Leave the pictures out. Return all other data exactly.

====

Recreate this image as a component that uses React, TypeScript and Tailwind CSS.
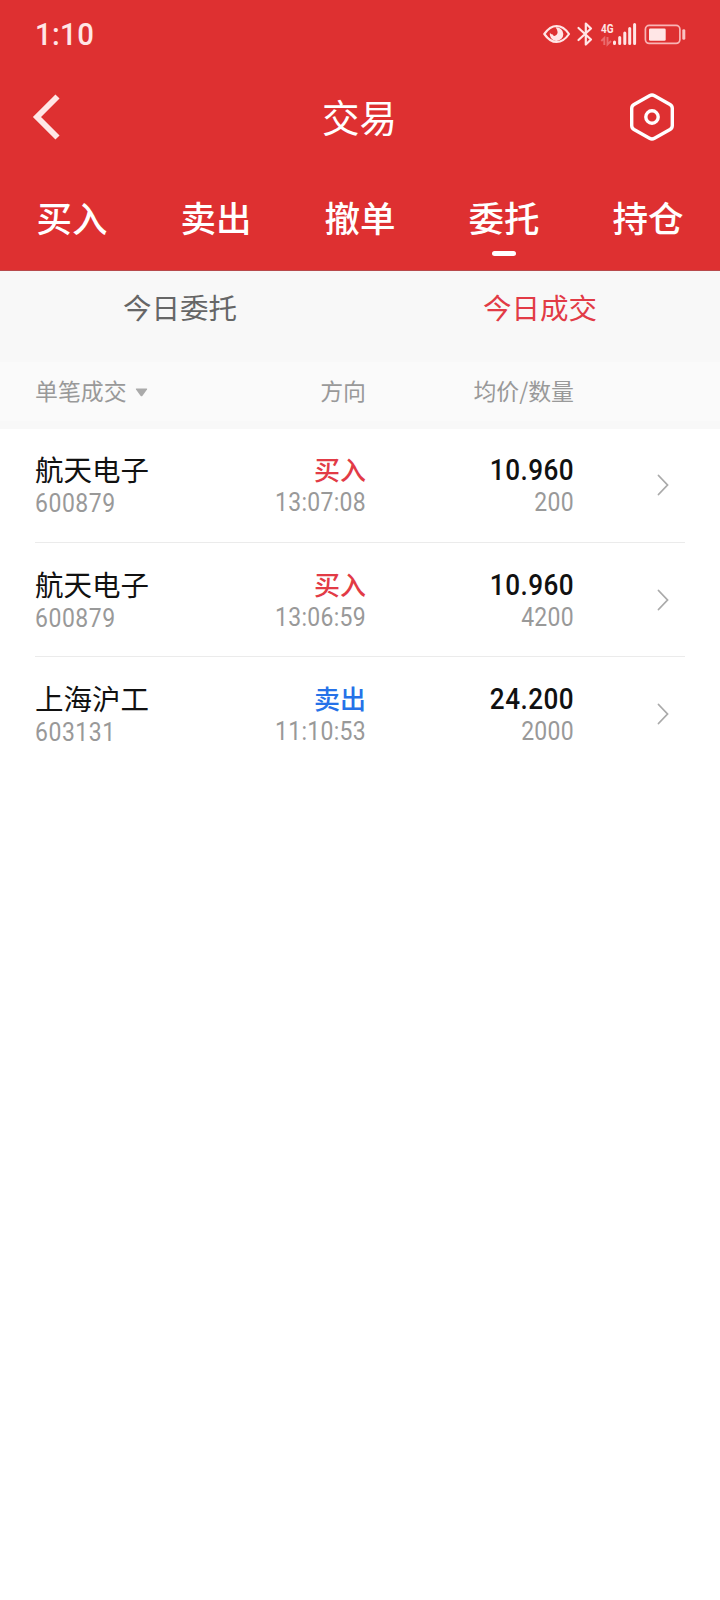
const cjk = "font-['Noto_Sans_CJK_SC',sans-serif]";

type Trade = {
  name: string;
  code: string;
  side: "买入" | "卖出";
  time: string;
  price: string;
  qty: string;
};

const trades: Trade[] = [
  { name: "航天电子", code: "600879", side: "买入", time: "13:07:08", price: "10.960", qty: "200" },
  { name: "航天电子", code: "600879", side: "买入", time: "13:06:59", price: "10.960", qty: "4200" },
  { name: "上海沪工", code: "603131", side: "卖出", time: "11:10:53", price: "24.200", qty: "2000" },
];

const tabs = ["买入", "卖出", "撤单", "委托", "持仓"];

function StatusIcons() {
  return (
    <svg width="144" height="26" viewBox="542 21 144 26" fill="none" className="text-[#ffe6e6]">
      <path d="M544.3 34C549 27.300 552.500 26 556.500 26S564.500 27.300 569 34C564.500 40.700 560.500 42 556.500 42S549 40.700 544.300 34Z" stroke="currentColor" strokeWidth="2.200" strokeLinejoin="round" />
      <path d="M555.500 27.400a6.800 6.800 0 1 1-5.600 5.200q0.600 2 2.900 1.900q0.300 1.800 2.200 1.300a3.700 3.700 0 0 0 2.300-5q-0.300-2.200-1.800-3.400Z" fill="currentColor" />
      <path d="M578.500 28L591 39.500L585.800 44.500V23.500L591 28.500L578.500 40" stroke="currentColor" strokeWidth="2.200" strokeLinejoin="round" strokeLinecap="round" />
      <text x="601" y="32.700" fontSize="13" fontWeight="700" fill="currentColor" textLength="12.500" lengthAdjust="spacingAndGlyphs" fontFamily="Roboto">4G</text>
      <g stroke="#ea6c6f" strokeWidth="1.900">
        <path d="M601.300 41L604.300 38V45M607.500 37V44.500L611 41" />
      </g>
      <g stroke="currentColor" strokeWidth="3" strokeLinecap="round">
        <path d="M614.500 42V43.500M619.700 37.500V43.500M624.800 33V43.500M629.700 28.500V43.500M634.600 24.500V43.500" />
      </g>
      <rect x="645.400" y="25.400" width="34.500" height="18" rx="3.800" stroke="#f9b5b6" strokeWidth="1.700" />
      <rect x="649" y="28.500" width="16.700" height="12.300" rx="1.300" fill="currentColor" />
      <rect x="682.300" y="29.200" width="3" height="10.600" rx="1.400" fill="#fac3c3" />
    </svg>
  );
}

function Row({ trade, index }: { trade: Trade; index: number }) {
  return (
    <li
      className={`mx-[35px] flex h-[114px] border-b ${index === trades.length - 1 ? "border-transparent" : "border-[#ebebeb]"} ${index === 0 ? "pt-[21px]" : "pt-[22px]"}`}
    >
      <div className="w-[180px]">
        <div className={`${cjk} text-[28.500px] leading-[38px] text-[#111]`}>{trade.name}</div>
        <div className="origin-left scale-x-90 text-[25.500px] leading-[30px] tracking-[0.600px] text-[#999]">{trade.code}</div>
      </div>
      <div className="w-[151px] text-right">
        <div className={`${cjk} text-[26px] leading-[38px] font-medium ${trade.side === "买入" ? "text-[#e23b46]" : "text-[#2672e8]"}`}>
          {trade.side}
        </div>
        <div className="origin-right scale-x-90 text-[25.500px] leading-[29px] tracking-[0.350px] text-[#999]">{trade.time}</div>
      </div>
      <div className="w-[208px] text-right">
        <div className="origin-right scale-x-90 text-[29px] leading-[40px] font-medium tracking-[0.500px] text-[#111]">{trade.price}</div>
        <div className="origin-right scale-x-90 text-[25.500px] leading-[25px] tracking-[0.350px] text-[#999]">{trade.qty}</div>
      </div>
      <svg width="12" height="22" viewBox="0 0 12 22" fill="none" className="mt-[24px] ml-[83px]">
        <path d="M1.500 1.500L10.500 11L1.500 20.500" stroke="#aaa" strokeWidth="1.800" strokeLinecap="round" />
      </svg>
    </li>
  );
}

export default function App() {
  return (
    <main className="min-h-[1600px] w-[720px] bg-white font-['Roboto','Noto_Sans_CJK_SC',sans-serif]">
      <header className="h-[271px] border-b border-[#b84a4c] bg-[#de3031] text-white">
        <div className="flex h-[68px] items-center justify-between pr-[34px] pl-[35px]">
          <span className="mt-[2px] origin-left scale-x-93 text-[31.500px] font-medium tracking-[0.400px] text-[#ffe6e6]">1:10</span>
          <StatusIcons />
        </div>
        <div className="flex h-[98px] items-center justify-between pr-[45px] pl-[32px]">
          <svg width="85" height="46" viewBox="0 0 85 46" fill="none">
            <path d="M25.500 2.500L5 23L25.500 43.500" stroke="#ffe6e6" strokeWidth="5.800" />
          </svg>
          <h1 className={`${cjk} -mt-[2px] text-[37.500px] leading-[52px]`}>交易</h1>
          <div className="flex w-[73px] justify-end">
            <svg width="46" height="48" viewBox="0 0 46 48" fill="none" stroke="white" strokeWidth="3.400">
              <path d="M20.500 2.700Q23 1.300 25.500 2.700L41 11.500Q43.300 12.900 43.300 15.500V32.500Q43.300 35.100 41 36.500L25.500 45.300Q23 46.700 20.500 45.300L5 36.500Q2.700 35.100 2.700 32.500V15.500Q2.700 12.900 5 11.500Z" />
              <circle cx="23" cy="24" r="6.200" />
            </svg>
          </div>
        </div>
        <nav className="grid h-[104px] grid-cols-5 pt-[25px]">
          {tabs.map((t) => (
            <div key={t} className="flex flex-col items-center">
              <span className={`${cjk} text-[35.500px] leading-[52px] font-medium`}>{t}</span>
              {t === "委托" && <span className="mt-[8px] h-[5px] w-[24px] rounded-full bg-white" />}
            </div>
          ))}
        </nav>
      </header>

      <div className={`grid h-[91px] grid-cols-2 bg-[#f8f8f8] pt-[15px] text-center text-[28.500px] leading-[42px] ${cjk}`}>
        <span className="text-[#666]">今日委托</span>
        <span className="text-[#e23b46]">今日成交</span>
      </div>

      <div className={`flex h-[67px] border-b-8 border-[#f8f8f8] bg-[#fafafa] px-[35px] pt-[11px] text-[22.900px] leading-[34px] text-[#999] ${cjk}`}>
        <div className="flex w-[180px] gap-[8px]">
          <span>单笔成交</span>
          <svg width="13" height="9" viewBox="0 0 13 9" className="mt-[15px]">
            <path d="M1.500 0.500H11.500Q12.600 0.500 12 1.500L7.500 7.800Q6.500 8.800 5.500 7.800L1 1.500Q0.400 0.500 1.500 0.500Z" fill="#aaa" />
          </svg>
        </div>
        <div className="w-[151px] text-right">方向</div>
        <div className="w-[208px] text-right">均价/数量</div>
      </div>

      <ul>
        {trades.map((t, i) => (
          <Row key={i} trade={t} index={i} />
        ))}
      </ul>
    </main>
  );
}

====

◆ **RESULT FOR THIS TASK**:
Recreate this image as a component that uses React, TypeScript and Tailwind CSS.
const cjk = "font-['Noto_Sans_CJK_SC',sans-serif]";

type Trade = {
  name: string;
  code: string;
  side: "买入" | "卖出";
  time: string;
  price: string;
  qty: string;
};

const trades: Trade[] = [
  { name: "航天电子", code: "600879", side: "买入", time: "13:07:08", price: "10.960", qty: "200" },
  { name: "航天电子", code: "600879", side: "买入", time: "13:06:59", price: "10.960", qty: "4200" },
  { name: "上海沪工", code: "603131", side: "卖出", time: "11:10:53", price: "24.200", qty: "2000" },
];

const tabs = ["买入", "卖出", "撤单", "委托", "持仓"];

function StatusIcons() {
  return (
    <svg width="144" height="26" viewBox="542 21 144 26" fill="none" className="text-[#ffe6e6]">
      <path d="M544.3 34C549 27.300 552.500 26 556.500 26S564.500 27.300 569 34C564.500 40.700 560.500 42 556.500 42S549 40.700 544.300 34Z" stroke="currentColor" strokeWidth="2.200" strokeLinejoin="round" />
      <path d="M555.500 27.400a6.800 6.800 0 1 1-5.600 5.200q0.600 2 2.900 1.900q0.300 1.800 2.200 1.300a3.700 3.700 0 0 0 2.300-5q-0.300-2.200-1.800-3.400Z" fill="currentColor" />
      <path d="M578.500 28L591 39.500L585.800 44.500V23.500L591 28.500L578.500 40" stroke="currentColor" strokeWidth="2.200" strokeLinejoin="round" strokeLinecap="round" />
      <text x="601" y="32.700" fontSize="13" fontWeight="700" fill="currentColor" textLength="12.500" lengthAdjust="spacingAndGlyphs" fontFamily="Roboto">4G</text>
      <g stroke="#ea6c6f" strokeWidth="1.900">
        <path d="M601.300 41L604.300 38V45M607.500 37V44.500L611 41" />
      </g>
      <g stroke="currentColor" strokeWidth="3" strokeLinecap="round">
        <path d="M614.500 42V43.500M619.700 37.500V43.500M624.800 33V43.500M629.700 28.500V43.500M634.600 24.500V43.500" />
      </g>
      <rect x="645.400" y="25.400" width="34.500" height="18" rx="3.800" stroke="#f9b5b6" strokeWidth="1.700" />
      <rect x="649" y="28.500" width="16.700" height="12.300" rx="1.300" fill="currentColor" />
      <rect x="682.300" y="29.200" width="3" height="10.600" rx="1.400" fill="#fac3c3" />
    </svg>
  );
}

function Row({ trade, index }: { trade: Trade; index: number }) {
  return (
    <li
      className={`mx-[35px] flex h-[114px] border-b ${index === trades.length - 1 ? "border-transparent" : "border-[#ebebeb]"} ${index === 0 ? "pt-[21px]" : "pt-[22px]"}`}
    >
      <div className="w-[180px]">
        <div className={`${cjk} text-[28.500px] leading-[38px] text-[#111]`}>{trade.name}</div>
        <div className="origin-left scale-x-90 text-[25.500px] leading-[30px] tracking-[0.600px] text-[#999]">{trade.code}</div>
      </div>
      <div className="w-[151px] text-right">
        <div className={`${cjk} text-[26px] leading-[38px] font-medium ${trade.side === "买入" ? "text-[#e23b46]" : "text-[#2672e8]"}`}>
          {trade.side}
        </div>
        <div className="origin-right scale-x-90 text-[25.500px] leading-[29px] tracking-[0.350px] text-[#999]">{trade.time}</div>
      </div>
      <div className="w-[208px] text-right">
        <div className="origin-right scale-x-90 text-[29px] leading-[40px] font-medium tracking-[0.500px] text-[#111]">{trade.price}</div>
        <div className="origin-right scale-x-90 text-[25.500px] leading-[25px] tracking-[0.350px] text-[#999]">{trade.qty}</div>
      </div>
      <svg width="12" height="22" viewBox="0 0 12 22" fill="none" className="mt-[24px] ml-[83px]">
        <path d="M1.500 1.500L10.500 11L1.500 20.500" stroke="#aaa" strokeWidth="1.800" strokeLinecap="round" />
      </svg>
    </li>
  );
}

export default function App() {
  return (
    <main className="min-h-[1600px] w-[720px] bg-white font-['Roboto','Noto_Sans_CJK_SC',sans-serif]">
      <header className="h-[271px] border-b border-[#b84a4c] bg-[#de3031] text-white">
        <div className="flex h-[68px] items-center justify-between pr-[34px] pl-[35px]">
          <span className="mt-[2px] origin-left scale-x-93 text-[31.500px] font-medium tracking-[0.400px] text-[#ffe6e6]">1:10</span>
          <StatusIcons />
        </div>
        <div className="flex h-[98px] items-center justify-between pr-[45px] pl-[32px]">
          <svg width="85" height="46" viewBox="0 0 85 46" fill="none">
            <path d="M25.500 2.500L5 23L25.500 43.500" stroke="#ffe6e6" strokeWidth="5.800" />
          </svg>
          <h1 className={`${cjk} -mt-[2px] text-[37.500px] leading-[52px]`}>交易</h1>
          <div className="flex w-[73px] justify-end">
            <svg width="46" height="48" viewBox="0 0 46 48" fill="none" stroke="white" strokeWidth="3.400">
              <path d="M20.500 2.700Q23 1.300 25.500 2.700L41 11.500Q43.300 12.900 43.300 15.500V32.500Q43.300 35.100 41 36.500L25.500 45.300Q23 46.700 20.500 45.300L5 36.500Q2.700 35.100 2.700 32.500V15.500Q2.700 12.900 5 11.500Z" />
              <circle cx="23" cy="24" r="6.200" />
            </svg>
          </div>
        </div>
        <nav className="grid h-[104px] grid-cols-5 pt-[25px]">
          {tabs.map((t) => (
            <div key={t} className="flex flex-col items-center">
              <span className={`${cjk} text-[35.500px] leading-[52px] font-medium`}>{t}</span>
              {t === "委托" && <span className="mt-[8px] h-[5px] w-[24px] rounded-full bg-white" />}
            </div>
          ))}
        </nav>
      </header>

      <div className={`grid h-[91px] grid-cols-2 bg-[#f8f8f8] pt-[15px] text-center text-[28.500px] leading-[42px] ${cjk}`}>
        <span className="text-[#666]">今日委托</span>
        <span className="text-[#e23b46]">今日成交</span>
      </div>

      <div className={`flex h-[67px] border-b-8 border-[#f8f8f8] bg-[#fafafa] px-[35px] pt-[11px] text-[22.900px] leading-[34px] text-[#999] ${cjk}`}>
        <div className="flex w-[180px] gap-[8px]">
          <span>单笔成交</span>
          <svg width="13" height="9" viewBox="0 0 13 9" className="mt-[15px]">
            <path d="M1.500 0.500H11.500Q12.600 0.500 12 1.500L7.500 7.800Q6.500 8.800 5.500 7.800L1 1.500Q0.400 0.500 1.500 0.500Z" fill="#aaa" />
          </svg>
        </div>
        <div className="w-[151px] text-right">方向</div>
        <div className="w-[208px] text-right">均价/数量</div>
      </div>

      <ul>
        {trades.map((t, i) => (
          <Row key={i} trade={t} index={i} />
        ))}
      </ul>
    </main>
  );
}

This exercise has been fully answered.